You are a kind, sweet soul and they were both so lucky to be with you.
Take care.
So sorry Jan. They do leave a ruddy big hole where there shouldn't be one.
Beets was a smashing pooch, I'll remember her presence at Cropredy with much fondness.
Been there several times - it's so hard, isn't it? I'm so sorry, I'm sure you've done the right thing for her.
x
Jan and Ned, I am so very, very sorry. My thoughts are with you tonight. xx
I am sure she wore a hat at Cropredy. Hicks the Cat, who negotiated his way across the dual carriageway to be found at Aylesbury railway station, also was put out of this mortal coil today. Hicks and Beattie in Doggie and Cat resting places
So sorry, Jan. It's never easy. Sorry I never got to meet the lass, but she's in a better place now.
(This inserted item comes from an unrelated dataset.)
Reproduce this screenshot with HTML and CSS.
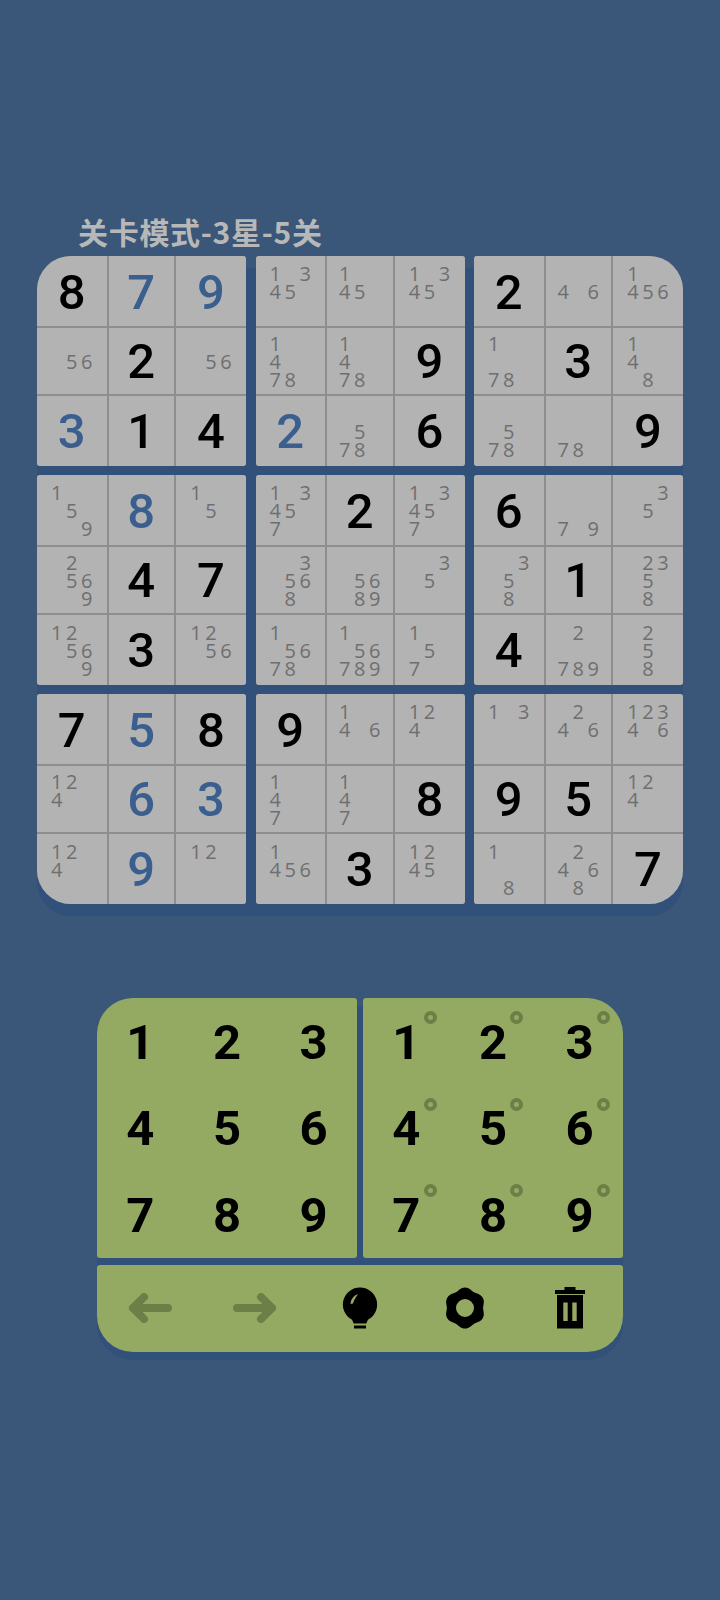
FILE: index.html
```html
<!DOCTYPE html>
<html lang="zh">
<head>
<meta charset="utf-8">
<title>数独</title>
<link rel="stylesheet" href="styles.css">
</head>
<body>
<main class="page">
<h1 class="title">关卡模式-3星-5关</h1>
<section class="board">
<div class="box tl">
<div class="cell">8</div><div class="cell given">7</div><div class="cell given">9</div>
<div class="cell"><div class="notes"><b class="n5">5</b><b class="n6">6</b></div></div><div class="cell">2</div><div class="cell"><div class="notes"><b class="n5">5</b><b class="n6">6</b></div></div>
<div class="cell given">3</div><div class="cell">1</div><div class="cell">4</div>
</div>
<div class="box">
<div class="cell"><div class="notes"><b class="n1">1</b><b class="n3">3</b><b class="n4">4</b><b class="n5">5</b></div></div><div class="cell"><div class="notes"><b class="n1">1</b><b class="n4">4</b><b class="n5">5</b></div></div><div class="cell"><div class="notes"><b class="n1">1</b><b class="n3">3</b><b class="n4">4</b><b class="n5">5</b></div></div>
<div class="cell"><div class="notes"><b class="n1">1</b><b class="n4">4</b><b class="n7">7</b><b class="n8">8</b></div></div><div class="cell"><div class="notes"><b class="n1">1</b><b class="n4">4</b><b class="n7">7</b><b class="n8">8</b></div></div><div class="cell">9</div>
<div class="cell given">2</div><div class="cell"><div class="notes"><b class="n5">5</b><b class="n7">7</b><b class="n8">8</b></div></div><div class="cell">6</div>
</div>
<div class="box tr">
<div class="cell">2</div><div class="cell"><div class="notes"><b class="n4">4</b><b class="n6">6</b></div></div><div class="cell"><div class="notes"><b class="n1">1</b><b class="n4">4</b><b class="n5">5</b><b class="n6">6</b></div></div>
<div class="cell"><div class="notes"><b class="n1">1</b><b class="n7">7</b><b class="n8">8</b></div></div><div class="cell">3</div><div class="cell"><div class="notes"><b class="n1">1</b><b class="n4">4</b><b class="n8">8</b></div></div>
<div class="cell"><div class="notes"><b class="n5">5</b><b class="n7">7</b><b class="n8">8</b></div></div><div class="cell"><div class="notes"><b class="n7">7</b><b class="n8">8</b></div></div><div class="cell">9</div>
</div>
<div class="box">
<div class="cell"><div class="notes"><b class="n1">1</b><b class="n5">5</b><b class="n9">9</b></div></div><div class="cell given">8</div><div class="cell"><div class="notes"><b class="n1">1</b><b class="n5">5</b></div></div>
<div class="cell"><div class="notes"><b class="n2">2</b><b class="n5">5</b><b class="n6">6</b><b class="n9">9</b></div></div><div class="cell">4</div><div class="cell">7</div>
<div class="cell"><div class="notes"><b class="n1">1</b><b class="n2">2</b><b class="n5">5</b><b class="n6">6</b><b class="n9">9</b></div></div><div class="cell">3</div><div class="cell"><div class="notes"><b class="n1">1</b><b class="n2">2</b><b class="n5">5</b><b class="n6">6</b></div></div>
</div>
<div class="box">
<div class="cell"><div class="notes"><b class="n1">1</b><b class="n3">3</b><b class="n4">4</b><b class="n5">5</b><b class="n7">7</b></div></div><div class="cell">2</div><div class="cell"><div class="notes"><b class="n1">1</b><b class="n3">3</b><b class="n4">4</b><b class="n5">5</b><b class="n7">7</b></div></div>
<div class="cell"><div class="notes"><b class="n3">3</b><b class="n5">5</b><b class="n6">6</b><b class="n8">8</b></div></div><div class="cell"><div class="notes"><b class="n5">5</b><b class="n6">6</b><b class="n8">8</b><b class="n9">9</b></div></div><div class="cell"><div class="notes"><b class="n3">3</b><b class="n5">5</b></div></div>
<div class="cell"><div class="notes"><b class="n1">1</b><b class="n5">5</b><b class="n6">6</b><b class="n7">7</b><b class="n8">8</b></div></div><div class="cell"><div class="notes"><b class="n1">1</b><b class="n5">5</b><b class="n6">6</b><b class="n7">7</b><b class="n8">8</b><b class="n9">9</b></div></div><div class="cell"><div class="notes"><b class="n1">1</b><b class="n5">5</b><b class="n7">7</b></div></div>
</div>
<div class="box">
<div class="cell">6</div><div class="cell"><div class="notes"><b class="n7">7</b><b class="n9">9</b></div></div><div class="cell"><div class="notes"><b class="n3">3</b><b class="n5">5</b></div></div>
<div class="cell"><div class="notes"><b class="n3">3</b><b class="n5">5</b><b class="n8">8</b></div></div><div class="cell">1</div><div class="cell"><div class="notes"><b class="n2">2</b><b class="n3">3</b><b class="n5">5</b><b class="n8">8</b></div></div>
<div class="cell">4</div><div class="cell"><div class="notes"><b class="n2">2</b><b class="n7">7</b><b class="n8">8</b><b class="n9">9</b></div></div><div class="cell"><div class="notes"><b class="n2">2</b><b class="n5">5</b><b class="n8">8</b></div></div>
</div>
<div class="box bl">
<div class="cell">7</div><div class="cell given">5</div><div class="cell">8</div>
<div class="cell"><div class="notes"><b class="n1">1</b><b class="n2">2</b><b class="n4">4</b></div></div><div class="cell given">6</div><div class="cell given">3</div>
<div class="cell"><div class="notes"><b class="n1">1</b><b class="n2">2</b><b class="n4">4</b></div></div><div class="cell given">9</div><div class="cell"><div class="notes"><b class="n1">1</b><b class="n2">2</b></div></div>
</div>
<div class="box">
<div class="cell">9</div><div class="cell"><div class="notes"><b class="n1">1</b><b class="n4">4</b><b class="n6">6</b></div></div><div class="cell"><div class="notes"><b class="n1">1</b><b class="n2">2</b><b class="n4">4</b></div></div>
<div class="cell"><div class="notes"><b class="n1">1</b><b class="n4">4</b><b class="n7">7</b></div></div><div class="cell"><div class="notes"><b class="n1">1</b><b class="n4">4</b><b class="n7">7</b></div></div><div class="cell">8</div>
<div class="cell"><div class="notes"><b class="n1">1</b><b class="n4">4</b><b class="n5">5</b><b class="n6">6</b></div></div><div class="cell">3</div><div class="cell"><div class="notes"><b class="n1">1</b><b class="n2">2</b><b class="n4">4</b><b class="n5">5</b></div></div>
</div>
<div class="box br">
<div class="cell"><div class="notes"><b class="n1">1</b><b class="n3">3</b></div></div><div class="cell"><div class="notes"><b class="n2">2</b><b class="n4">4</b><b class="n6">6</b></div></div><div class="cell"><div class="notes"><b class="n1">1</b><b class="n2">2</b><b class="n3">3</b><b class="n4">4</b><b class="n6">6</b></div></div>
<div class="cell">9</div><div class="cell">5</div><div class="cell"><div class="notes"><b class="n1">1</b><b class="n2">2</b><b class="n4">4</b></div></div>
<div class="cell"><div class="notes"><b class="n1">1</b><b class="n8">8</b></div></div><div class="cell"><div class="notes"><b class="n2">2</b><b class="n4">4</b><b class="n6">6</b><b class="n8">8</b></div></div><div class="cell">7</div>
</div>
</section>
<section class="pad">
<div class="keys">
<div class="keyset left">
<span class="key">1</span><span class="key">2</span><span class="key">3</span>
<span class="key">4</span><span class="key">5</span><span class="key">6</span>
<span class="key">7</span><span class="key">8</span><span class="key">9</span>
</div>
<div class="keyset right">
<span class="key mark">1</span><span class="key mark">2</span><span class="key mark">3</span>
<span class="key mark">4</span><span class="key mark">5</span><span class="key mark">6</span>
<span class="key mark">7</span><span class="key mark">8</span><span class="key mark">9</span>
</div>
</div>
<div class="tools">
<span class="tool"><svg width="44" height="30" viewBox="0 0 44 30"><path class="dim" d="M40 15H5M16 4 5 15l11 11"/></svg></span>
<span class="tool"><svg width="44" height="30" viewBox="0 0 44 30"><path class="dim" d="M4 15h35M28 4l11 11-11 11"/></svg></span>
<span class="tool"><svg width="36" height="42" viewBox="0 0 36 42"><path class="solid" d="M18 .5A17 17 0 0 1 27 32c-1.500 1-2 2.500-2.500 4.500h-13c-.5-2-1-3.500-2.500-4.500A17 17 0 0 1 18 .5Z"/><rect class="solid" x="12" y="38.500" width="12" height="3"/><path class="glint" d="M8.500 17c.3-4.500 3-8.500 7.500-10-1.500 2.500-4 5.500-5 9.500Z"/></svg></span>
<span class="tool"><svg width="40" height="42" viewBox="0 0 40 42"><path class="solid" fill-rule="evenodd" d="M20 .5C24.500 .5 26.450 3.820 29.050 5.320C31.650 6.820 35.500 6.850 37.750 10.750C40 14.650 38.100 18 38.100 21C38.100 24 40 27.350 37.750 31.250C35.500 35.150 31.650 35.180 29.050 36.680C26.450 38.180 24.500 41.500 20 41.500C15.500 41.500 13.550 38.180 10.950 36.680C8.350 35.180 4.500 35.150 2.250 31.250C0 27.350 1.900 24 1.900 21C1.900 18 0 14.650 2.250 10.750C4.500 6.850 8.350 6.820 10.950 5.320C13.550 3.820 15.500 .5 20 .5ZM20 12a9 9 0 1 0 0 18 9 9 0 0 0 0-18Z"/></svg></span>
<span class="tool"><svg width="30" height="42" viewBox="0 0 30 42"><path class="solid" fill-rule="evenodd" d="M9.500 0h11v3H30v4H0V3h9.500ZM2 8h26v33.500H2ZM8.300 15.500v18.500h4.400V15.500Zm9 0v18.500h4.400V15.500Z"/></svg></span>
</div>
</section>
</main>
</body>
</html>
```
FILE: styles.css
```css
* { box-sizing: border-box; }
html, body { margin: 0; background: #3a5679; }
body { font-family: "Roboto", "Noto Sans CJK SC", sans-serif; }
.page { width: 720px; height: 1600px; padding-top: 213px; display: flex; flex-direction: column; }
.title {
  margin: 0 0 0 78px; height: 43px;
  font: 700 30px/36px "Noto Sans CJK SC", sans-serif;
  letter-spacing: .7px;
  color: #b8b8b8; white-space: nowrap;
}
.board {
  position: relative; margin-left: 37px; width: 646px;
  display: grid; grid-template-columns: repeat(3, 209px); grid-auto-rows: 209.500px; gap: 9.500px;
}
.board::before {
  content: ""; position: absolute; left: 0; right: 0; top: 12px; bottom: -12px;
  background: #31507a; border-radius: 34px;
}
.box {
  position: relative; display: grid;
  grid-template-columns: 69.500px 65.500px 70px; grid-template-rows: 70px 65.500px 70px; gap: 2px;
  background: #8e8e8e; border-radius: 3px; overflow: hidden;
}
.box.tl { border-top-left-radius: 34px; }
.box.tr { border-top-right-radius: 34px; }
.box.bl { border-bottom-left-radius: 34px; }
.box.br { border-bottom-right-radius: 34px; }
.cell {
  background: #b3b3b3; display: flex; align-items: center; justify-content: center;
  padding-top: 2px;
  font-size: 49px; font-weight: 500; color: #000; line-height: 1;
}
.cell.given { color: #3a5f8f; }
.notes {
  display: grid; grid-template-columns: repeat(3, 15px); grid-template-rows: repeat(3, 18px);
  font-family: "Open Sans", sans-serif; font-size: 20px; font-weight: 500; color: #6f6f6f; line-height: 18px; text-align: center;
}
.notes b { font-weight: 500; }
.n1 { grid-area: 1 / 1; } .n2 { grid-area: 1 / 2; } .n3 { grid-area: 1 / 3; }
.n4 { grid-area: 2 / 1; } .n5 { grid-area: 2 / 2; } .n6 { grid-area: 2 / 3; }
.n7 { grid-area: 3 / 1; } .n8 { grid-area: 3 / 2; } .n9 { grid-area: 3 / 3; }
.pad {
  position: relative; margin: 94px 0 0 97px; width: 526px;
  display: flex; flex-direction: column; gap: 7px;
}
.pad::before {
  content: ""; position: absolute; left: 0; right: 0; top: 8px; bottom: -8px;
  background: #31507a; border-radius: 36px;
}
.keys { position: relative; display: flex; gap: 6px; }
.keyset {
  width: 260px; height: 260px; background: #94aa63; border-radius: 3px;
  display: grid; grid-template-columns: repeat(3, 1fr); grid-template-rows: repeat(3, 1fr);
}
.keyset.left { border-top-left-radius: 36px; }
.keyset.right { border-top-right-radius: 36px; }
.key {
  position: relative; display: flex; align-items: center; justify-content: center;
  padding-top: 3px;
  font-size: 49px; font-weight: 700; color: #000; line-height: 1;
}
.key.mark::after {
  content: ""; position: absolute; left: 60.500px; top: 13.500px; width: 13px; height: 13px;
  box-sizing: border-box; border: 4px solid #6b7f46; border-radius: 50%;
}
.tools {
  position: relative; height: 87px; background: #94aa63;
  border-radius: 3px 3px 36px 36px;
  display: grid; grid-template-columns: repeat(5, 1fr); align-items: center; justify-items: center;
}
.tool { display: flex; }
.dim { fill: none; stroke: #6b7f46; stroke-width: 8; stroke-linecap: round; stroke-linejoin: round; }
.solid { fill: #000; }
.glint { fill: #94aa63; }
```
Jan - she was such a beautiful dog - that's a lovely photo. lots of hugs for you xxx
I'm so sad to read this Jan. It is awful when a much loved pet dies as they are members of the family.
Great big hugs fot you both.
Such sad news, I'm very sorry. I'm sure you have a great many happy memories to recall. Remember the good times!
Jane
*gives many hugs from marshy and co. Remember her when she was young and full of beans, I'm sure thats how she'd like it.